Over its 93 years, Los Angeles-based Capital has built the world's largest active fund firm, including the giant 'American Funds' range. It now manages assets totalling $2.6 trillion, but seldom publicly shares insight into its investing.

Capital expects to grow assets by more than half over the next seven years to around $4 trillion, Gitlin said.

Decisions by privately-owned Capital, whose scale makes it a top ten shareholder in companies including Microsoft, Meta Platforms and General Electric, can move markets and sometimes hold considerable sway over corporate strategies.

Gitlin unveiled Capital's priorities to 9,000 staff from its new international hub in west London on Tuesday, as a boom in passive and private investing forces a change of tack.

Assets in passive funds topped those in active ones for the first time in the U.S. last year, Morningstar data shows, and Capital has endured five straight years of net outflows from its U.S. equity funds, while the U.S. business as a whole has seen more than $100 billion withdrawn across 2022 and 2023.

And while major rivals including JP Morgan and BlackRock reported big inflows last year, Capital struggled.

Gitlin's $4 trillion aim implies a slower growth rate than Capital achieved the prior seven years, when it expanded from $1.5 trillion as outflows left it dependent on rising asset prices for expansion.

U.S.-based clients still account for more than 97% of Capital's assets and equities for four-fifths of that, but Gitlin wants that to change with a strategy to take it to 2031, which coincides with 100 years since the firm's founding.
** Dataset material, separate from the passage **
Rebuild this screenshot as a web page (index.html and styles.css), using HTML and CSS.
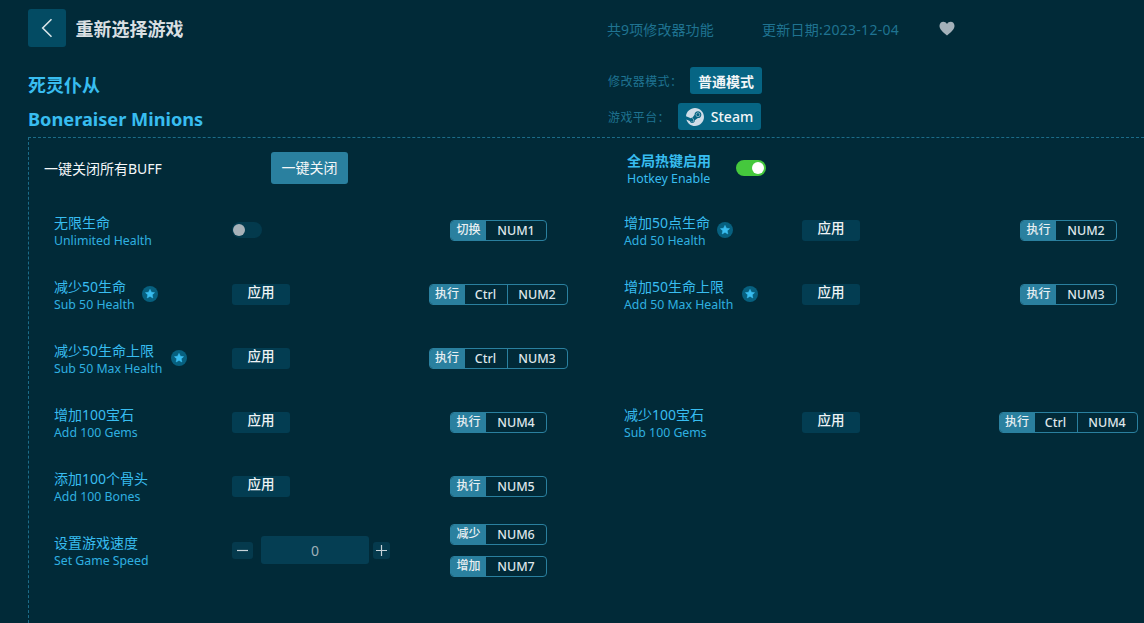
FILE: index.html
```html
<!DOCTYPE html>
<html lang="zh-CN">
<head>
<meta charset="utf-8">
<title>重新选择游戏</title>
<link rel="stylesheet" href="styles.css">
</head>
<body>
<svg class="defs" width="0" height="0" aria-hidden="true"><defs>
<g id="star"><circle cx="8" cy="8" r="8" fill="#07607f"/><path d="M8 3.4l1.4 2.9 3.1.4-2.3 2.1.6 3.1L8 10.3l-2.8 1.6.6-3.1-2.3-2.1 3.1-.4z" fill="#39bdf0" stroke="#39bdf0" stroke-width=".6" stroke-linejoin="round"/></g>
</defs></svg>
<header class="top">
  <div class="top-left">
    <button class="back"><svg width="14" height="20" viewBox="0 0 14 20"><path d="M11.500 1.300 2.700 10l8.800 8.700" fill="none" stroke="#d9e4e8" stroke-width="1.600"/></svg></button>
    <h1>重新选择游戏</h1>
  </div>
  <div class="top-meta">
    <span class="count">共9项修改器功能</span>
    <span class="date">更新日期:2023-12-04</span>
    <svg class="heart" width="16" height="15" viewBox="0 0 16 15"><path d="M8 14.500C3 10.500.5 8 .5 4.800.5 2.300 2.300.7 4.300.7 5.800.7 7.200 1.500 8 3c.8-1.500 2.200-2.300 3.700-2.300 2 0 3.800 1.600 3.800 4.100C15.500 8 13 10.500 8 14.500z" fill="#a4b1ba"/></svg>
  </div>
</header>
<section class="game">
  <div class="names">
    <h2 class="cn">死灵仆从</h2>
    <h2 class="en">Boneraiser Minions</h2>
  </div>
  <div class="modes">
    <div class="mode-row"><span class="mode-label">修改器模式：</span><span class="chip">普通模式</span></div>
    <div class="mode-row plat"><span class="mode-label">游戏平台：</span><span class="chip steam"><svg width="18" height="18" viewBox="0 0 24 24"><path fill="#cfdde8" d="M11.979 0C5.678 0 .511 4.86.022 11.037l6.432 2.658c.545-.371 1.203-.59 1.912-.59.063 0 .125.004.188.006l2.861-4.142V8.910c0-2.495 2.028-4.524 4.524-4.524 2.494 0 4.524 2.031 4.524 4.527s-2.030 4.525-4.524 4.525h-.105l-4.076 2.911c0 .052.004.105.004.159 0 1.875-1.515 3.396-3.390 3.396-1.635 0-3.016-1.173-3.331-2.727L.436 15.270C1.862 20.307 6.486 24 11.979 24c6.627 0 11.999-5.373 11.999-12S18.605 0 11.979 0zM7.540 18.210l-1.473-.61c.262.543.714.999 1.314 1.250 1.297.539 2.793-.076 3.332-1.375.263-.63.264-1.319.005-1.949s-.75-1.121-1.377-1.383c-.624-.26-1.290-.249-1.878-.03l1.523.63c.956.4 1.409 1.500 1.009 2.455-.397.957-1.497 1.410-2.454 1.012H7.540zm11.415-9.303c0-1.662-1.353-3.015-3.015-3.015-1.665 0-3.015 1.353-3.015 3.015 0 1.665 1.350 3.015 3.015 3.015 1.663 0 3.015-1.350 3.015-3.015zm-5.273-.005c0-1.252 1.013-2.266 2.265-2.266 1.249 0 2.266 1.014 2.266 2.266 0 1.251-1.017 2.265-2.266 2.265-1.253 0-2.265-1.014-2.265-2.265z"/></svg>Steam</span></div>
  </div>
</section>
<main class="panel">
  <div class="panel-head">
    <div class="all-off"><span class="all-label">一键关闭所有BUFF</span><button class="off-btn">一键关闭</button></div>
    <div class="hotkey">
      <div class="hk-text"><div class="hk-cn">全局热键启用</div><div class="hk-en">Hotkey Enable</div></div>
      <span class="toggle on"><i></i></span>
    </div>
  </div>
  <div class="grid">
    <div class="item">
      <div class="name"><div class="cn-name">无限生命</div><div class="en-name">Unlimited Health</div></div>
      <div class="ctrl"><span class="toggle off"><i></i></span></div>
      <div class="keys"><div class="kb"><b>切换</b><span class="k">NUM1</span></div></div>
    </div>
    <div class="item">
      <div class="name star-name"><div><div class="cn-name">增加50点生命</div><div class="en-name">Add 50 Health</div></div><svg class="star" viewBox="0 0 16 16"><use href="#star"/></svg></div>
      <div class="ctrl"><button class="apply">应用</button></div>
      <div class="keys"><div class="kb"><b>执行</b><span class="k">NUM2</span></div></div>
    </div>
    <div class="item">
      <div class="name star-name"><div><div class="cn-name">减少50生命</div><div class="en-name">Sub 50 Health</div></div><svg class="star" viewBox="0 0 16 16"><use href="#star"/></svg></div>
      <div class="ctrl"><button class="apply">应用</button></div>
      <div class="keys"><div class="kb three"><b>执行</b><span class="k ctrlk">Ctrl</span><span class="k">NUM2</span></div></div>
    </div>
    <div class="item">
      <div class="name star-name wide"><div><div class="cn-name">增加50生命上限</div><div class="en-name">Add 50 Max Health</div></div><svg class="star" viewBox="0 0 16 16"><use href="#star"/></svg></div>
      <div class="ctrl"><button class="apply">应用</button></div>
      <div class="keys"><div class="kb"><b>执行</b><span class="k">NUM3</span></div></div>
    </div>
    <div class="item">
      <div class="name star-name wide"><div><div class="cn-name">减少50生命上限</div><div class="en-name">Sub 50 Max Health</div></div><svg class="star" viewBox="0 0 16 16"><use href="#star"/></svg></div>
      <div class="ctrl"><button class="apply">应用</button></div>
      <div class="keys"><div class="kb three"><b>执行</b><span class="k ctrlk">Ctrl</span><span class="k">NUM3</span></div></div>
    </div>
    <div class="item empty"></div>
    <div class="item">
      <div class="name"><div class="cn-name">增加100宝石</div><div class="en-name">Add 100 Gems</div></div>
      <div class="ctrl"><button class="apply">应用</button></div>
      <div class="keys"><div class="kb"><b>执行</b><span class="k">NUM4</span></div></div>
    </div>
    <div class="item">
      <div class="name"><div class="cn-name">减少100宝石</div><div class="en-name">Sub 100 Gems</div></div>
      <div class="ctrl"><button class="apply">应用</button></div>
      <div class="keys"><div class="kb three"><b>执行</b><span class="k ctrlk">Ctrl</span><span class="k">NUM4</span></div></div>
    </div>
    <div class="item">
      <div class="name"><div class="cn-name">添加100个骨头</div><div class="en-name">Add 100 Bones</div></div>
      <div class="ctrl"><button class="apply">应用</button></div>
      <div class="keys"><div class="kb"><b>执行</b><span class="k">NUM5</span></div></div>
    </div>
    <div class="item empty"></div>
    <div class="item">
      <div class="name"><div class="cn-name">设置游戏速度</div><div class="en-name">Set Game Speed</div></div>
      <div class="ctrl stepper">
        <button class="step minus"><svg width="11" height="11" viewBox="0 0 11 11"><path d="M0 5.500h11" stroke="#c8d3d9" stroke-width="1.200"/></svg></button>
        <span class="value">0</span>
        <button class="step plus"><svg width="11" height="11" viewBox="0 0 11 11"><path d="M0 5.500h11M5.500 0v11" stroke="#c8d3d9" stroke-width="1.200"/></svg></button>
      </div>
      <div class="keys two">
        <div class="kb"><b>减少</b><span class="k">NUM6</span></div>
        <div class="kb"><b>增加</b><span class="k">NUM7</span></div>
      </div>
    </div>
  </div>
</main>
</body>
</html>
```
FILE: styles.css
```css
* { box-sizing: border-box; }
html, body { margin: 0; height: 623px; overflow: hidden; }
body {
  background: #012a38;
  font-family: "Noto Sans", "Noto Sans CJK SC", sans-serif;
  color: #fff;
}
.defs { position: absolute; }
button { font-family: inherit; border: 0; padding: 0; color: inherit; }
h1, h2 { margin: 0; }

.top { display: flex; height: 58px; padding: 9px 0 0 28px; }
.top-left { display: flex; align-items: center; width: 579px; height: 38px; }
.back {
  width: 38px; height: 38px; border-radius: 3px; background: #034b63;
  display: flex; align-items: center; justify-content: center; margin-right: 10px;
}
h1 { font-size: 18px; line-height: 24px; font-weight: 700; color: #d9dfe2; padding-top: 2px; margin-left: -.5px; }
.top-meta { display: flex; align-items: center; height: 39px; font-size: 14px; color: #1f7391; }
.count { width: 155px; letter-spacing: .1px; }
.date { width: 177px; letter-spacing: .28px; }
.heart { display: block; }

.game { display: flex; height: 79px; padding-left: 28px; }
.names { width: 580px; }
.cn { font-size: 18px; line-height: 24px; margin-top: 15px; color: #38bdf0; }
.en { font-size: 18.200px; line-height: 24px; margin-top: 10px; color: #38bdf0; }
.modes { padding-top: 9px; }
.mode-row { display: flex; align-items: center; height: 27px; }
.plat { margin-top: 9px; }
.mode-label { width: 82px; font-size: 12px; letter-spacing: .4px; color: #1f7391; }
.plat .mode-label { width: 70px; }
.chip {
  display: flex; align-items: center; justify-content: center; height: 27px;
  width: 72px; background: #066584; border-radius: 3px;
  font-size: 14px; font-weight: 700; color: #f2f6f8;
}
.steam { width: 83px; gap: 7px; font-size: 14px; font-weight: 500; }

.panel {
  margin-left: 28px; height: 486px;
  border-top: 1px dashed #1c6c89; border-left: 1px dashed #1c6c89;
}
.panel-head { display: flex; height: 51px; padding: 13px 0 0 15px; }
.all-off { display: flex; align-items: center; width: 583px; height: 33px; }
.all-label { width: 227px; font-size: 14px; color: #f4f7f8; }
.off-btn {
  width: 77px; height: 32px; border-radius: 3px; background: #2a809f;
  font-size: 14px; color: #f4f7f8; padding-bottom: 1px;
}
.hotkey { display: flex; align-items: flex-start; gap: 25px; height: 33px; padding-top: 1px; }
.hk-cn { font-size: 14px; line-height: 18px; font-weight: 700; color: #38bdf0; }
.hk-en { font-size: 12.400px; line-height: 18px; color: #38bdf0; }
.hotkey .toggle { margin-top: 8px; }

.toggle { display: flex; align-items: center; width: 30px; height: 16px; border-radius: 8px; padding: 0 2px; }
.toggle i { width: 12px; height: 12px; border-radius: 50%; display: block; }
.toggle.on { background: #45c83d; justify-content: flex-end; }
.toggle.on i { background: #fff; }
.toggle.off { background: #033a4d; padding: 0 1px; }
.toggle.off i { background: #a7b1b8; }

.grid { display: grid; grid-template-columns: 570px 570px; padding-left: 25px; margin-top: 9px; }
.item { display: grid; grid-template-columns: 178px 170px 193px; height: 64px; align-items: center; }
.name { min-width: 0; padding-top: 3px; }
.star-name { display: flex; align-items: center; gap: 7px; }
.star-name.wide { gap: 9px; }
.cn-name { font-size: 14px; line-height: 18px; color: #38bdf0; }
.en-name { font-size: 12.300px; line-height: 18px; color: #2fb0e0; }
.star { width: 16px; height: 16px; flex: none; margin-top: -3px; }

.ctrl { display: flex; align-items: center; }
.apply {
  width: 58px; height: 21px; border-radius: 3px; background: #033d52;
  font-size: 13.500px; line-height: 17px; font-weight: 500; color: #eef3f5; padding-bottom: 4px;
}
.stepper { gap: 8px; }
.step { width: 21px; height: 17px; border-radius: 3px; background: #053a4d; display: flex; align-items: center; justify-content: center; }
.step.plus { width: 17px; margin-left: -4px; }
.value {
  width: 108px; height: 28px; border-radius: 3px; background: #053e53;
  display: flex; align-items: center; justify-content: center;
  font-size: 14px; color: #9fb0b8;
}

.keys { display: flex; flex-direction: column; align-items: center; gap: 11px; }
.kb {
  display: flex; height: 21px; border: 1px solid #2a809f; border-radius: 4px;
  font-size: 12.500px; font-weight: 500; color: #dfe6ea; overflow: hidden;
}
.kb.three { margin-left: -1px; }
.kb b { width: 35px; background: #2a809f; font-size: 12px; font-weight: 500; line-height: 17px; text-align: center; color: #e8eff2; }
.k { width: 60px; line-height: 19px; text-align: center; }
.three .k { width: 59px; }
.three .ctrlk { width: 43px; border-right: 1px solid #2a809f; }
```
"Europe and Asia are absolutely critical to our future," said Gitlin, who has been devising the strategy since becoming CEO in October. A new office in Miami will also target offshore clients in Latin America, which he said has "really taken off."
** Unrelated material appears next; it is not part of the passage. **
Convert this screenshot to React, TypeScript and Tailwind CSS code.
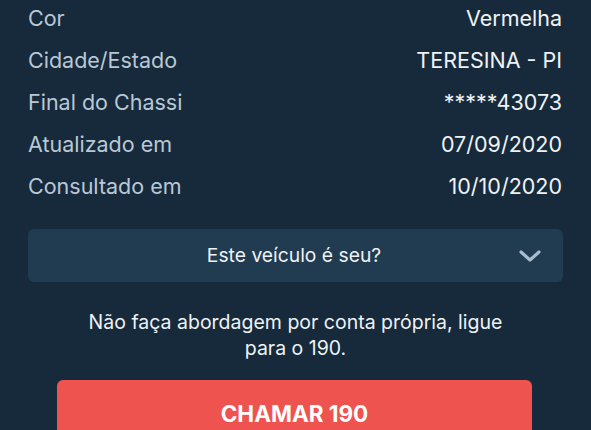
const linhas = [
  { rotulo: "Cor", valor: "Vermelha" },
  { rotulo: "Cidade/Estado", valor: "TERESINA - PI" },
  { rotulo: "Final do Chassi", valor: "*****43073" },
  { rotulo: "Atualizado em", valor: "07/09/2020" },
  { rotulo: "Consultado em", valor: "10/10/2020" },
]

export default function App() {
  return (
    <div
      className="h-[430px] w-[591px] overflow-hidden bg-[#172a3b]"
      style={{ fontFamily: "Inter, 'Noto Sans', sans-serif" }}
    >
      <div className="-mt-[3px] px-[28px] pr-[29px]">
        {linhas.map((l) => (
          <div key={l.rotulo} className="flex h-[42px] items-center justify-between text-[21.5px]">
            <span className="text-[#b9c8d6]">{l.rotulo}</span>
            <span className="text-[#eef2f5]">{l.valor}</span>
          </div>
        ))}
      </div>

      <div className="mx-[28px] mt-[22px] flex h-[53px] items-center rounded-md bg-[#213b51] pl-4 pr-[21px]">
        <span className="flex-1 pl-[26px] text-center text-[19.3px] text-[#eef2f5]">Este veículo é seu?</span>
        <svg width="24" height="14" viewBox="0 0 24 14" fill="none" className="text-[#a9bccd]">
          <polyline points="3,3 12,11 21,3" stroke="currentColor" strokeWidth="3.2" strokeLinecap="round" strokeLinejoin="round" />
        </svg>
      </div>

      <p className="mx-auto mt-[27px] w-[450px] text-center text-[19.5px] leading-[26px] text-[#eef2f5]">
        Não faça abordagem por conta própria, ligue para o 190.
      </p>

      <button
        type="button"
        className="mx-[57px] mt-[19px] flex h-[64px] w-[475px] items-start justify-center rounded-md bg-[#ef5350] pt-[17px] text-[22.5px] font-bold text-white"
      >
        CHAMAR 190
      </button>
    </div>
  )
}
Capital has a multi-portfolio manager approach known as 'The Capital System', where management of funds is split between people, who can each take differing positions.

Staff - who are often referred to internally by four letters that loosely approximate their names - are incentivised to remain at Capital, with an average tenure of 10.3 years.
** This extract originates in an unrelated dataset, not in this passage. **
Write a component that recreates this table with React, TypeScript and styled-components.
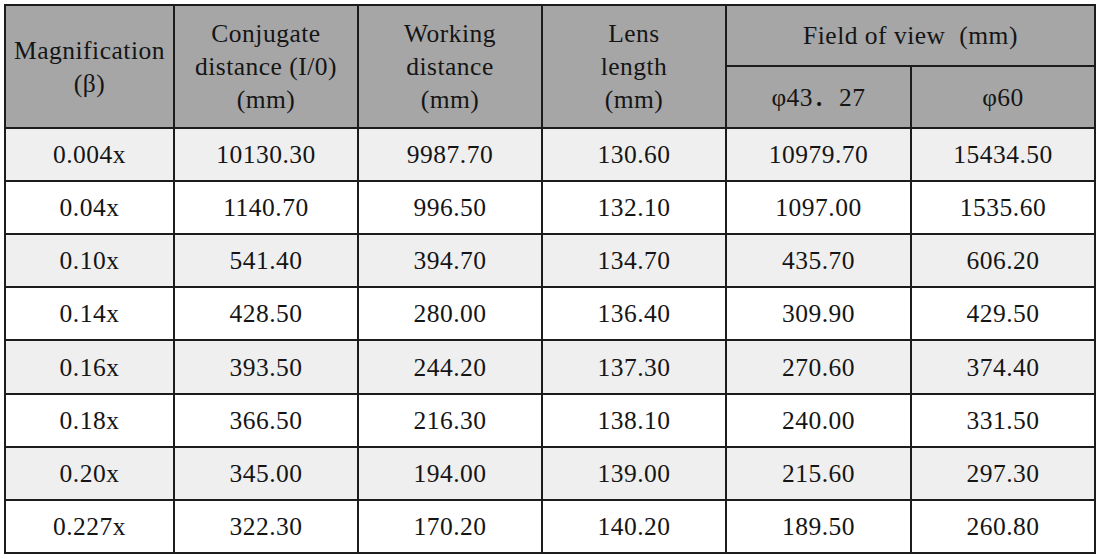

Analysts and rival investors say Capital has a formidable reputation for long-term investing, but has been slow to react to a changing market. Capital announced a private markets tie-up with KKR and launched its first sustainability funds this year.

"This is an old school firm that does things very thoughtfully, which takes a lot of time," said Stephen Welch, senior analyst at Morningstar.

One rival, who declined to be named, said this long term approach set it apart, but it had fallen behind in some areas.

"I wouldn't confuse methodical with slow," Gitlin said of Capital's approach.


Fixed income is at the heart of its revamped approach, and central bank rate cuts could ramp up its growth. Assets in its bonds business, which Gitlin previously led, have already grown nearly 40% in four years to $507 billion, according to Capital data.

"There's $2-3 trillion that will start heading into active bond markets once you start getting interest rate cuts," Gitlin said, adding he expected the Federal Reserve to follow Europe's lead and cut this year.

Capital's current 80:20 split between equity and bond assets is likely to shift as far as 70:30 by 2031, he added.

Overseas client assets currently account for $70 billion, but that should more than double to around $175 billion by 2031, Gitlin said at Capital's 11-story office block.

The building in Paddington was designed by Renzo Piano, the architect behind London's Shard skyscraper, and has space for around 1,100 staff, double current UK headcount.


Capital executives who spoke to Reuters acknowledge client demands are changing and that means entering new terrain - offering passive or private funds, albeit via partnerships with other fund firms, initially in the U.S.

The decision to partner with KKR took two years.

Capital said a late foray into actively-managed exchange-traded-funds (ETFs) in 2022 have amassed $28 billion in assets.

"If you take a long term view, you don't really worry about the six month sales, or even the one year sales, you think about the 10, 20, 30 year option," said Guy Henriques, president of the firm's Europe and Asia-Pacific client group.

"We're OK with being seen as not reacting very quickly."